"Insider/Outsider" – a part of "Article One"

Facts and information about the Nobel Prize and its laureates have been gathered from the early 20th century up until today. Details that over time were considered less important or even inappropriate were simply left out. LGBT-related issues are conspicuous by their absence. The biographies of Nobel laureates, however, have plenty of stories about other types of being on the outside. Here we will discuss how being an outsider can inspire innovation and creative solutions to major problems. In the exhibition Insider/Outsider will explain the importance of appreciating that which is different in order to achieve progress. Here you can see how departure from the norm complicated the lives of many Nobel laureates. This has also resulted in many new ways of solving problems. In these three videos, key individuals from the Nobel Prize system share their favourites. Before discussing being an outsider in more detail, we will first examine its opposite, being an insider.
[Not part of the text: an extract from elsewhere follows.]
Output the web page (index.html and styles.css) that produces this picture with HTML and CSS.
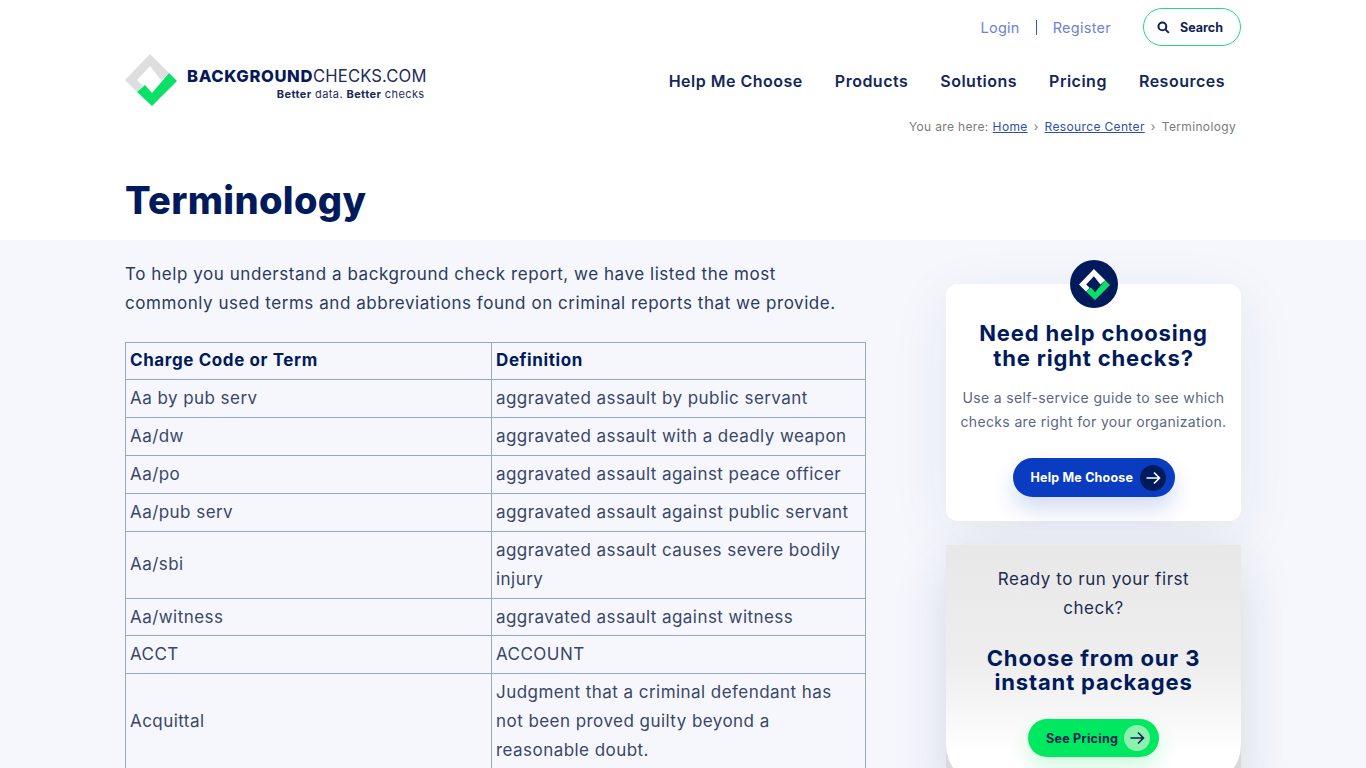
FILE: index.html
```html
<!DOCTYPE html>
<html lang="en">
<head>
<meta charset="utf-8">
<title>Terminology</title>
<link rel="stylesheet" href="styles.css">
</head>
<body>
<header class="header">
  <div class="wrap">
    <div class="top">
      <a class="top-link">Login</a>
      <span class="top-sep"></span>
      <a class="top-link">Register</a>
      <a class="search">
        <svg class="search-icon" viewBox="0 0 14 14"><circle cx="5.8" cy="5.8" r="4.2"/><path d="M9 9l3.8 3.8"/></svg>
        <span>Search</span>
      </a>
    </div>
    <div class="brand-row">
      <div class="brand">
        <svg class="brand-mark" viewBox="0 0 52 52"><polygon class="mark-grey" points="25,0 44,19 36,26 25,12 12,26 18,32 12,38 0,26"/><polygon class="mark-green" points="20,31 27,39 44,19 52,27 27,52 12,38"/></svg>
        <div class="brand-text">
          <div class="brand-name"><b>BACKGROUND</b>CHECKS.COM</div>
          <div class="brand-tag"><b>Better</b> data. <b>Better</b> checks</div>
        </div>
      </div>
      <nav class="nav">
        <a>Help Me Choose</a>
        <a>Products</a>
        <a>Solutions</a>
        <a>Pricing</a>
        <a>Resources</a>
      </nav>
    </div>
    <div class="crumbs">
      <span>You are here:</span>
      <a>Home</a>
      <i>›</i>
      <a>Resource Center</a>
      <i>›</i>
      <span>Terminology</span>
    </div>
    <h1 class="title">Terminology</h1>
  </div>
</header>
<main class="main">
  <div class="wrap columns">
    <section class="content">
      <p class="intro">To help you understand a background check report, we have listed the most commonly used terms and abbreviations found on criminal reports that we provide.</p>
      <table class="terms">
        <tr><th>Charge Code or Term</th><th>Definition</th></tr>
        <tr><td>Aa by pub serv</td><td>aggravated assault by public servant</td></tr>
        <tr><td>Aa/dw</td><td>aggravated assault with a deadly weapon</td></tr>
        <tr><td>Aa/po</td><td>aggravated assault against peace officer</td></tr>
        <tr><td>Aa/pub serv</td><td>aggravated assault against public servant</td></tr>
        <tr><td>Aa/sbi</td><td>aggravated assault causes severe bodily injury</td></tr>
        <tr class="tight"><td>Aa/witness</td><td>aggravated assault against witness</td></tr>
        <tr><td>ACCT</td><td>ACCOUNT</td></tr>
        <tr><td>Acquittal</td><td>Judgment that a criminal defendant has not been proved guilty beyond a reasonable doubt.</td></tr>
      </table>
    </section>
    <aside class="side">
      <div class="card help">
        <div class="badge">
          <svg viewBox="0 0 52 52"><polygon class="mark-white" points="25,0 44,19 36,26 25,12 12,26 18,32 12,38 0,26"/><polygon class="mark-green" points="20,31 27,39 44,19 52,27 27,52 12,38"/></svg>
        </div>
        <h2>Need help choosing the right checks?</h2>
        <p>Use a self-service guide to see which checks are right for your organization.</p>
        <a class="btn btn-blue">Help Me Choose
          <span class="btn-dot"><svg viewBox="0 0 16 16"><path d="M1.5 8h13M9 2.5L14.5 8 9 13.5"/></svg></span>
        </a>
      </div>
      <div class="under">
        <div class="card ready">
          <p>Ready to run your first check?</p>
          <h2>Choose from our 3 instant packages</h2>
          <a class="btn btn-green">See Pricing
            <span class="btn-dot"><svg viewBox="0 0 16 16"><path d="M1.5 8h13M9 2.5L14.5 8 9 13.5"/></svg></span>
          </a>
        </div>
      </div>
    </aside>
  </div>
</main>
</body>
</html>
```

FILE: styles.css
```css
* { box-sizing: border-box; }
html, body { margin: 0; padding: 0; height: 768px; overflow: hidden; }
body { font-family: Inter, "Liberation Sans", sans-serif; background: #fff; color: #2b3a60; }
a { cursor: pointer; }
.wrap { width: 1116px; margin: 0 auto; }

.header { height: 240px; background: #fff; }
.top { display: flex; align-items: center; justify-content: flex-end; padding-top: 8px; height: 46px; }
.top-link { font-size: 14.5px; letter-spacing: 0.27px; color: #6f80d8; }
.top-sep { width: 1px; height: 15px; background: #2f55c8; margin: 0 16px 0 16px; }
.search { display: flex; align-items: center; gap: 10px; width: 98px; height: 38px; margin-left: 32px; padding-left: 13px; border: 1px solid #1fdc7a; border-radius: 19px; font-size: 12.5px; font-weight: 700; color: #0f2355; }
.search-icon { width: 13px; height: 13px; fill: none; stroke: #0f2355; stroke-width: 2.2; }

.brand-row { display: flex; justify-content: space-between; align-items: center; height: 52px; margin-top: 8px; }
.brand { display: flex; align-items: center; gap: 10px; }
.brand-mark { width: 52px; height: 52px; display: block; }
.mark-grey { fill: #dedede; }
.mark-white { fill: #fff; }
.mark-green { fill: #0be066; }
.brand-text { padding-top: 8px; text-align: right; }
.brand-name { font-size: 16.6px; line-height: 20px; letter-spacing: 0.15px; color: #1a2b5c; white-space: nowrap; }
.brand-name b { font-weight: 800; color: #06195a; letter-spacing: 0.6px; }
.brand-tag { font-size: 11px; line-height: 17px; letter-spacing: 0.4px; color: #1a2b5c; padding-right: 2px; }
.brand-tag b { font-weight: 700; }
.nav { display: flex; gap: 32px; padding-top: 2px; padding-right: 16px; font-size: 16px; font-weight: 600; letter-spacing: 0.5px; color: #14275a; }

.crumbs { display: flex; justify-content: flex-end; align-items: center; gap: 4px; height: 16px; margin-top: 12px; padding-right: 5px; font-size: 12px; letter-spacing: 0.35px; color: #7b7b7b; }
.crumbs a { color: #2d50a8; text-decoration: underline; }
.crumbs i { font-style: normal; margin: 0 2px; }
.title { margin: 0; padding-top: 44px; font-size: 38px; line-height: 44px; font-weight: 800; letter-spacing: 0.35px; color: #001a5c; }

.main { height: 528px; overflow: hidden; background: #f5f7fd; }
.columns { display: flex; justify-content: space-between; align-items: flex-start; }
.content { width: 741px; padding-top: 20px; }
.intro { max-width: 725px; margin: 0 0 24px; font-size: 17px; line-height: 28.8px; color: #2b3a60; letter-spacing: 0.55px; }
.terms { width: 741px; table-layout: fixed; border-collapse: collapse; font-size: 17px; line-height: 29px; letter-spacing: 0.45px; }
.terms th, .terms td { border: 1px solid #9aa8c2; padding: 4px; text-align: left; vertical-align: middle; }
.terms th:first-child, .terms td:first-child { width: 366px; }
.terms th { padding: 3px 4px 4px; font-weight: 700; color: #001a5c; letter-spacing: 0.6px; }
.terms td { color: #3a4668; }
.terms .tight td { padding-bottom: 3px; }

.side { width: 295px; padding-top: 44px; }
.card { position: relative; text-align: center; box-shadow: 0 15px 60px rgba(30, 35, 60, 0.08); }
.help { height: 237px; padding: 37px 30px 0; background: #fff; border-radius: 12px; }
.badge { position: absolute; top: -24px; left: 124px; width: 48px; height: 48px; border-radius: 50%; background: #001a5c; display: flex; align-items: center; justify-content: center; }
.badge svg { width: 31px; height: 31px; display: block; }
.card h2 { margin: 0; font-size: 22px; line-height: 25px; font-weight: 700; color: #001a5c; letter-spacing: 0.85px; }
.help p { margin: 15px -16px 24px; font-size: 14px; line-height: 24px; letter-spacing: 0.35px; color: #5a6685; }
.btn { display: inline-flex; align-items: center; justify-content: space-between; height: 39px; border-radius: 20px; font-size: 12.5px; font-weight: 700; }
.btn-blue { width: 162px; padding: 0 9px 0 18px; background: #0a3cc2; color: #fff; letter-spacing: 0.2px; box-shadow: 0 12px 22px rgba(10, 60, 194, 0.18); }
.btn-green { width: 131px; height: 38px; padding: 0 9px 0 18px; background: #00e85f; color: #0f2355; letter-spacing: 0.27px; box-shadow: 0 10px 20px rgba(0, 232, 95, 0.2); }
.btn-dot { width: 26px; height: 26px; border-radius: 50%; display: flex; align-items: center; justify-content: center; }
.btn-blue .btn-dot { background: #001a5c; }
.btn-green .btn-dot { background: #8ef0ae; }
.btn-dot svg { width: 16px; height: 16px; fill: none; stroke-width: 1.6; }
.btn-blue .btn-dot svg { stroke: #fff; }
.btn-green .btn-dot svg { stroke: #0f2355; }

.under { margin-top: 24px; background: #d9d9d9; box-shadow: 0 20px 50px rgba(30, 35, 60, 0.14); }
.ready { height: 240px; padding: 20px 30px 0; border-radius: 0 0 40px 40px; box-shadow: none; background: linear-gradient(180deg, #e8e8e8 0%, #eeeeee 50%, #ffffff 88%); }
.ready p { margin: 0 0 23px; font-size: 17px; line-height: 28.8px; letter-spacing: 0.55px; color: #1d2b52; }
.ready h2 { margin-bottom: 25px; line-height: 24.4px; }
```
Who is "normal”? It is an almost impossible to say who is "normal" or who is an average laureate. It's simply not possible to determine what constitutes what we can call being on the inside or belonging. With this in mind, we can begin looking at that which deviates and is called into question, that which is outside and alienated. In this exhibition, we examine nine Nobel laureates. To help clarify our approach, we have divided them into three wholly unscientifically determined categories: stubborn individuals, laureates of the "wrong" gender, and laureates of the "wrong" ethnicity.
"Article One" in Skopje, at the Chifte Amam (National Gallery of Macedonia), February 22 – March 23
"Article One" is a touring LGBTQ exhibition from some Swedish museums, with accounts of the history and contemporary life of LGBTQ-persons, initiated in Stockholm at Europride in the summer of 2008 and has been on tour on the Baltic Pride in Riga, Latvia, in Belgrade, and Sarajevo.
The exhibition is put together of several smaller exhibition parts, each produced by different museums. Every part tell a different story with one common subject: LGBTQ history. The participating museums are the Nobel Museum, the Swedish Police Museum, the Swedish Army Museum, the National Museum of Science and Technology, the National Museum of Sports and the National Historical Museum.